* begin Available data *
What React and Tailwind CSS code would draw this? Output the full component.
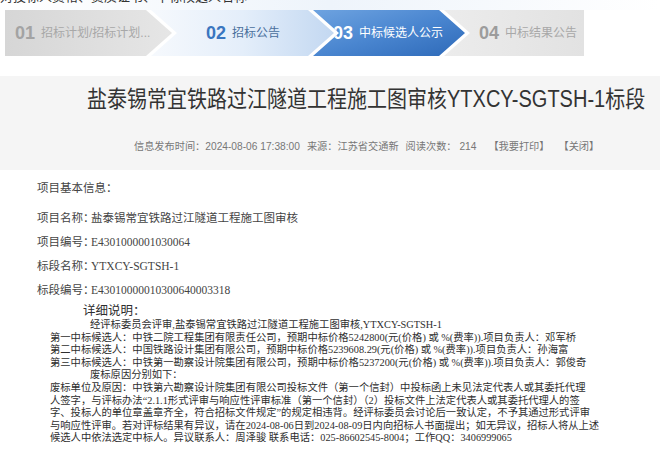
const steps = [
  {
    num: '01',
    label: '招标计划/招标计划...',
    w: 'w-[167px]',
    pl: 'pl-[10px]',
    bg: 'bg-gradient-to-r from-[#d6d6d6] to-[#e6e6e6]',
    clip: '[clip-path:polygon(0_0,calc(100%-26px)_0,100%_50%,calc(100%-26px)_100%,0_100%)]',
    numCls: 'text-[#a3a3a3]',
    txtCls: 'text-[#a8a8a8]',
  },
  {
    num: '02',
    label: '招标公告',
    w: 'w-[183px]',
    pl: 'pl-[55px]',
    bg: 'bg-gradient-to-r from-[#f6f9fd] via-[#e4eefa] to-[#c3d8f1]',
    clip: '[clip-path:polygon(0_0,calc(100%-26px)_0,100%_50%,calc(100%-26px)_100%,0_100%,26px_50%)]',
    numCls: 'text-[#3a76c0]',
    txtCls: 'text-[#4a6f9c]',
  },
  {
    num: '03',
    label: '中标候选人公示',
    w: 'w-[152px]',
    pl: 'pl-[20px]',
    bg: 'bg-gradient-to-br from-[#6ea3e0] via-[#4a86d0] to-[#2d69b8]',
    clip: '[clip-path:polygon(0_0,calc(100%-26px)_0,100%_50%,calc(100%-26px)_100%,0_100%,26px_50%)]',
    numCls: 'text-white',
    txtCls: 'text-white',
  },
  {
    num: '04',
    label: '中标结果公告',
    w: 'w-[140px]',
    pl: 'pl-[35px]',
    bg: 'bg-gradient-to-r from-[#ececec] to-[#e2e2e2]',
    clip: '[clip-path:polygon(0_0,100%_0,100%_100%,0_100%,26px_50%)]',
    numCls: 'text-[#9c9c9c]',
    txtCls: 'text-[#a8a8a8]',
  },
];

const info = [
  ['项目名称：', '盐泰锡常宜铁路过江隧道工程施工图审核'],
  ['项目编号：', 'E4301000001030064'],
  ['标段名称：', 'YTXCY-SGTSH-1'],
  ['标段编号：', 'E43010000010300640003318'],
];

const detail = [
  { x: 'pl-[90px]', t: '经评标委员会评审,盐泰锡常宜铁路过江隧道工程施工图审核,YTXCY-SGTSH-1' },
  { x: 'pl-[50px]', t: '第一中标候选人：中铁二院工程集团有限责任公司，预期中标价格5242800(元(价格) 或 %(费率)).项目负责人：邓军桥' },
  { x: 'pl-[50px]', t: '第二中标候选人：中国铁路设计集团有限公司，预期中标价格5239608.29(元(价格) 或 %(费率)).项目负责人：孙海富' },
  { x: 'pl-[50px]', t: '第三中标候选人：中铁第一勘察设计院集团有限公司，预期中标价格5237200(元(价格) 或 %(费率)).项目负责人：郭俊奇' },
  { x: 'pl-[90px]', t: '废标原因分别如下：' },
  { x: 'pl-[50px]', t: '废标单位及原因：中铁第六勘察设计院集团有限公司投标文件（第一个信封）中投标函上未见法定代表人或其委托代理' },
  { x: 'pl-[50px]', t: '人签字，与评标办法“2.1.1形式评审与响应性评审标准（第一个信封）（2）投标文件上法定代表人或其委托代理人的签' },
  { x: 'pl-[50px]', t: '字、投标人的单位章盖章齐全，符合招标文件规定”的规定相违背。经评标委员会讨论后一致认定，不予其通过形式评审' },
  { x: 'pl-[50px]', t: '与响应性评审。若对评标结果有异议，请在2024-08-06日到2024-08-09日内向招标人书面提出；如无异议，招标人将从上述' },
  { x: 'pl-[50px]', t: '候选人中依法选定中标人。异议联系人：周泽骏  联系电话：025-86602545-8004；工作QQ：3406999065' },
];

export default function App() {
  return (
    <div className="w-[660px] h-[451px] overflow-hidden bg-white font-['Liberation_Sans','Noto_Sans_CJK_SC',sans-serif]">
      {/* cut-off line on top */}
      <div className="h-[10px] overflow-hidden relative bg-gradient-to-r from-white via-[#eef4fb] to-white">
        <div className="absolute left-0 top-[-12px] text-[13px] leading-[18px] text-[#333] whitespace-nowrap">
          对投标人资格、资质证书、中标候选人名称
        </div>
      </div>

      {/* step bar */}
      <div className="flex h-[46px] ml-[5px]">
        {steps.map((s, i) => (
          <div
            key={s.num}
            className={`${s.w} ${s.pl} ${s.bg} ${s.clip} ${i > 0 ? '-ml-[21px]' : ''} flex items-center shrink-0 whitespace-nowrap`}
          >
            <span className={`text-[18px] font-bold ${s.numCls}`}>{s.num}</span>
            <span className={`ml-[6px] text-[12px] ${s.txtCls}`}>{s.label}</span>
          </div>
        ))}
      </div>

      <div className="h-[20px]"></div>

      {/* title panel */}
      <div className="bg-[#f5f5f5] h-[94px] pt-[8px]">
        <h1 className="pl-[87px] text-[20px] leading-[30px] text-[#333] whitespace-nowrap scale-y-[1.15] origin-left">
          盐泰锡常宜铁路过江隧道工程施工图审核YTXCY-SGTSH-1标段
        </h1>
        <div className="pl-[134px] mt-[25px] text-[10.2px] text-[#777] whitespace-nowrap flex">
          <span>信息发布时间：2024-08-06 17:38:00</span>
          <span className="ml-[7px]">来源：江苏省交通新</span>
          <span className="ml-[7px]">阅读次数： 214</span>
          <span className="ml-[12px]">【我要打印】</span>
          <span className="ml-[9px]">【关闭】</span>
        </div>
      </div>

      {/* content */}
      <div className="font-['Liberation_Serif','Noto_Sans_CJK_SC',serif] text-[#2e2e2e]">
        <div className="pl-[37px] pt-[6px] text-[11.5px] leading-[24px] text-[#444]">
          <div className="mb-[6px]">项目基本信息：</div>
          {info.map(([k, v]) => (
            <div key={k} className="flex whitespace-nowrap">
              <span className="w-[54px]">{k}</span>
              <span>{v}</span>
            </div>
          ))}
        </div>

        <div className="pl-[83px] mt-[1px] text-[12.5px] leading-[16px]">详细说明：</div>
        <div className="text-[10.3px] leading-[12.6px] whitespace-nowrap">
          {detail.map((d, i) => (
            <div key={i} className={d.x}>{d.t}</div>
          ))}
        </div>
      </div>
    </div>
  );
}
* end Available data *
Job:
Set down the material above as is, without any pictures.

Solution to this problem:
What React and Tailwind CSS code would draw this? Output the full component.
const steps = [
  {
    num: '01',
    label: '招标计划/招标计划...',
    w: 'w-[167px]',
    pl: 'pl-[10px]',
    bg: 'bg-gradient-to-r from-[#d6d6d6] to-[#e6e6e6]',
    clip: '[clip-path:polygon(0_0,calc(100%-26px)_0,100%_50%,calc(100%-26px)_100%,0_100%)]',
    numCls: 'text-[#a3a3a3]',
    txtCls: 'text-[#a8a8a8]',
  },
  {
    num: '02',
    label: '招标公告',
    w: 'w-[183px]',
    pl: 'pl-[55px]',
    bg: 'bg-gradient-to-r from-[#f6f9fd] via-[#e4eefa] to-[#c3d8f1]',
    clip: '[clip-path:polygon(0_0,calc(100%-26px)_0,100%_50%,calc(100%-26px)_100%,0_100%,26px_50%)]',
    numCls: 'text-[#3a76c0]',
    txtCls: 'text-[#4a6f9c]',
  },
  {
    num: '03',
    label: '中标候选人公示',
    w: 'w-[152px]',
    pl: 'pl-[20px]',
    bg: 'bg-gradient-to-br from-[#6ea3e0] via-[#4a86d0] to-[#2d69b8]',
    clip: '[clip-path:polygon(0_0,calc(100%-26px)_0,100%_50%,calc(100%-26px)_100%,0_100%,26px_50%)]',
    numCls: 'text-white',
    txtCls: 'text-white',
  },
  {
    num: '04',
    label: '中标结果公告',
    w: 'w-[140px]',
    pl: 'pl-[35px]',
    bg: 'bg-gradient-to-r from-[#ececec] to-[#e2e2e2]',
    clip: '[clip-path:polygon(0_0,100%_0,100%_100%,0_100%,26px_50%)]',
    numCls: 'text-[#9c9c9c]',
    txtCls: 'text-[#a8a8a8]',
  },
];

const info = [
  ['项目名称：', '盐泰锡常宜铁路过江隧道工程施工图审核'],
  ['项目编号：', 'E4301000001030064'],
  ['标段名称：', 'YTXCY-SGTSH-1'],
  ['标段编号：', 'E43010000010300640003318'],
];

const detail = [
  { x: 'pl-[90px]', t: '经评标委员会评审,盐泰锡常宜铁路过江隧道工程施工图审核,YTXCY-SGTSH-1' },
  { x: 'pl-[50px]', t: '第一中标候选人：中铁二院工程集团有限责任公司，预期中标价格5242800(元(价格) 或 %(费率)).项目负责人：邓军桥' },
  { x: 'pl-[50px]', t: '第二中标候选人：中国铁路设计集团有限公司，预期中标价格5239608.29(元(价格) 或 %(费率)).项目负责人：孙海富' },
  { x: 'pl-[50px]', t: '第三中标候选人：中铁第一勘察设计院集团有限公司，预期中标价格5237200(元(价格) 或 %(费率)).项目负责人：郭俊奇' },
  { x: 'pl-[90px]', t: '废标原因分别如下：' },
  { x: 'pl-[50px]', t: '废标单位及原因：中铁第六勘察设计院集团有限公司投标文件（第一个信封）中投标函上未见法定代表人或其委托代理' },
  { x: 'pl-[50px]', t: '人签字，与评标办法“2.1.1形式评审与响应性评审标准（第一个信封）（2）投标文件上法定代表人或其委托代理人的签' },
  { x: 'pl-[50px]', t: '字、投标人的单位章盖章齐全，符合招标文件规定”的规定相违背。经评标委员会讨论后一致认定，不予其通过形式评审' },
  { x: 'pl-[50px]', t: '与响应性评审。若对评标结果有异议，请在2024-08-06日到2024-08-09日内向招标人书面提出；如无异议，招标人将从上述' },
  { x: 'pl-[50px]', t: '候选人中依法选定中标人。异议联系人：周泽骏  联系电话：025-86602545-8004；工作QQ：3406999065' },
];

export default function App() {
  return (
    <div className="w-[660px] h-[451px] overflow-hidden bg-white font-['Liberation_Sans','Noto_Sans_CJK_SC',sans-serif]">
      {/* cut-off line on top */}
      <div className="h-[10px] overflow-hidden relative bg-gradient-to-r from-white via-[#eef4fb] to-white">
        <div className="absolute left-0 top-[-12px] text-[13px] leading-[18px] text-[#333] whitespace-nowrap">
          对投标人资格、资质证书、中标候选人名称
        </div>
      </div>

      {/* step bar */}
      <div className="flex h-[46px] ml-[5px]">
        {steps.map((s, i) => (
          <div
            key={s.num}
            className={`${s.w} ${s.pl} ${s.bg} ${s.clip} ${i > 0 ? '-ml-[21px]' : ''} flex items-center shrink-0 whitespace-nowrap`}
          >
            <span className={`text-[18px] font-bold ${s.numCls}`}>{s.num}</span>
            <span className={`ml-[6px] text-[12px] ${s.txtCls}`}>{s.label}</span>
          </div>
        ))}
      </div>

      <div className="h-[20px]"></div>

      {/* title panel */}
      <div className="bg-[#f5f5f5] h-[94px] pt-[8px]">
        <h1 className="pl-[87px] text-[20px] leading-[30px] text-[#333] whitespace-nowrap scale-y-[1.15] origin-left">
          盐泰锡常宜铁路过江隧道工程施工图审核YTXCY-SGTSH-1标段
        </h1>
        <div className="pl-[134px] mt-[25px] text-[10.2px] text-[#777] whitespace-nowrap flex">
          <span>信息发布时间：2024-08-06 17:38:00</span>
          <span className="ml-[7px]">来源：江苏省交通新</span>
          <span className="ml-[7px]">阅读次数： 214</span>
          <span className="ml-[12px]">【我要打印】</span>
          <span className="ml-[9px]">【关闭】</span>
        </div>
      </div>

      {/* content */}
      <div className="font-['Liberation_Serif','Noto_Sans_CJK_SC',serif] text-[#2e2e2e]">
        <div className="pl-[37px] pt-[6px] text-[11.5px] leading-[24px] text-[#444]">
          <div className="mb-[6px]">项目基本信息：</div>
          {info.map(([k, v]) => (
            <div key={k} className="flex whitespace-nowrap">
              <span className="w-[54px]">{k}</span>
              <span>{v}</span>
            </div>
          ))}
        </div>

        <div className="pl-[83px] mt-[1px] text-[12.5px] leading-[16px]">详细说明：</div>
        <div className="text-[10.3px] leading-[12.6px] whitespace-nowrap">
          {detail.map((d, i) => (
            <div key={i} className={d.x}>{d.t}</div>
          ))}
        </div>
      </div>
    </div>
  );
}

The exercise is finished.